ここ最近、芸能界の薬物汚染があらわになってきている。大麻取締法違反で懲役6月、執行猶予2年の判決が出た、KAT―TUNの元メンバー田口淳之介被告や、薬物依存症者向けのリハビリ施設「日本ダルク」の職員でもある田代まさし容疑者が覚せい剤を所持していたとして、覚せい剤取締法違反で逮捕されたことは記憶に新しい。そして、ここに来て女優の沢尻エリカが合成麻薬MDMAを所持していたとして、麻薬取締法違反の疑いで逮捕され、本人も自分のものであることを認める供述をしているという。果たして、なぜこうも急激に芸能界で逮捕者が続出するのか。それほどまでに芸能界に薬物汚染が広がっているのか、はたまたこれは一時的なものかなどをゆるく触れていきたい。
MDMAってなんぞや
化学構造が覚せい剤と類似しており、覚せい剤にも似た効能を人体に及ぼす合成麻薬の一種であり、興奮作用やLSDのような幻覚作用を特徴とする。基本的に錠剤であり、「エクスタシー」や「バツ」、「エックス」などアンダーグラウンドで多くの呼び名がつけられている。また、MDMAはセックスドラッグとも呼ばれ、性行為の際に使用されることもあり、副作用があるにも関わらず、強い快感を求めて若者を中心に広がる傾向がある。副作用は心臓や肝機機能障害といった身体的なものに留まらず、精神錯乱状態になったり、記憶障害を併発したりするなど、深刻な精神的ダメージを人体にもたらす。効果は数時間ほど持続され、注射などの専用の器具がなくても摂取できるため、どうしてもハードルは低くなってしまう。その背景には「注射は危ない、やばい」といった固定観念が存在するのかもしれないが、MDMAは麻薬及び向精神薬取締法により罰則があり、あたりまえのように違法で処罰の対象になる。
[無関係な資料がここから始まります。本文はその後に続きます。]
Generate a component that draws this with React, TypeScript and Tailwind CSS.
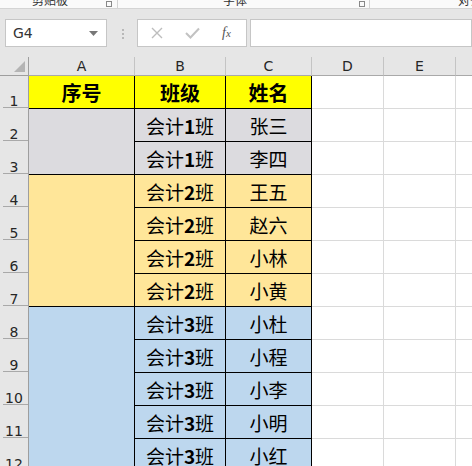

単純所持だけでなく、譲渡や営利目的などによっては、さらに重い刑罰が課せられるのが薬物事犯の特徴でもある。このように、薬物事案によって法律が若干違っていたり、刑罰の重さも違ってくる。「友達の物を持っていただけ」では済まされないのが現在の薬物事情とも言える。
依存性と回復
MDMAなどは、ヘロインやアルコールに比べると依存性は低い。
以前の記事でも書いたとおり、
精神依存と身体依存について 依存にはこの2つの課題が大きくのしかかる。また、MDMAは覚せい剤と同様に、身体依存はほとんど形成されない。沢尻エリカの逮捕前日の映像を見てみるとわかりやすいだろう。
一見普通に見える。
実際そうだ。手が震えるわけでもないし、精神錯乱状態にも見えない。身なりはとても気遣っており、誰がこれを見て違法薬物を使っているだろうと思うだろうか。
しかしそれは安全を保証するという意味ではない。
多くの人達は勘違いしている。
依存問題は表面に現れにく。この「精神依存」がとても厄介であり、一度形成された「精神依存」は、治療を行っていかなければ回復できない。「薬物を使いたい気持ちはゼロにはできないが、その気持ちを持ちながらも、使う以外の選択をしていきながら回復していくことは可能だ。」ということだ。近年、刑罰よりも治療に重きが置かれてきているのも現代の流れとも言える。
では果たして彼ら彼女らの回復とは一体何なのか。
それは専門機関で治療するとともに、芸能界にももどる居場所を作らなければいけないということだと思う。彼らの活躍の場所を奪ってはいけない。孤立させることは、彼らの回復から遠ざかることにつながる。報道に関しても十分気をつけなければいけない。
薬物報道ガイドラインでは、報道において避けるべきことなどが盛り込まれている。
■「白い粉」や「注射器」などのイメージカットを用いない
■著名人の薬物依存に陥った理由を憶測し、転落、堕落の結果使用したという取り上げをしないこと
■その人の雇用を奪うような行為をメディアが率先して行わないこと
■スクープとして取り扱わないこと
など、一部抜粋するだけでも重要なことが書かれている。
彼らを正当化する気はないが、彼らは人を傷付けるようなことはしていない。しかし、彼らのそばには薬物などがあったことは事実であり、様々な経緯を経て使用に至ってしまったのだろう。単純な快楽目的の使用ではなかったかもしれない。やはり憶測だけで相手を傷付けたり、排除するような社会では回復につながらない。
彼らに今必要なのは安心して治療に向き合うことなのかもしれない。
依存を抱える人たちに共通するような【生きづらさ】が伝わって来る限り、このような依存に関する記事は書き続けたい。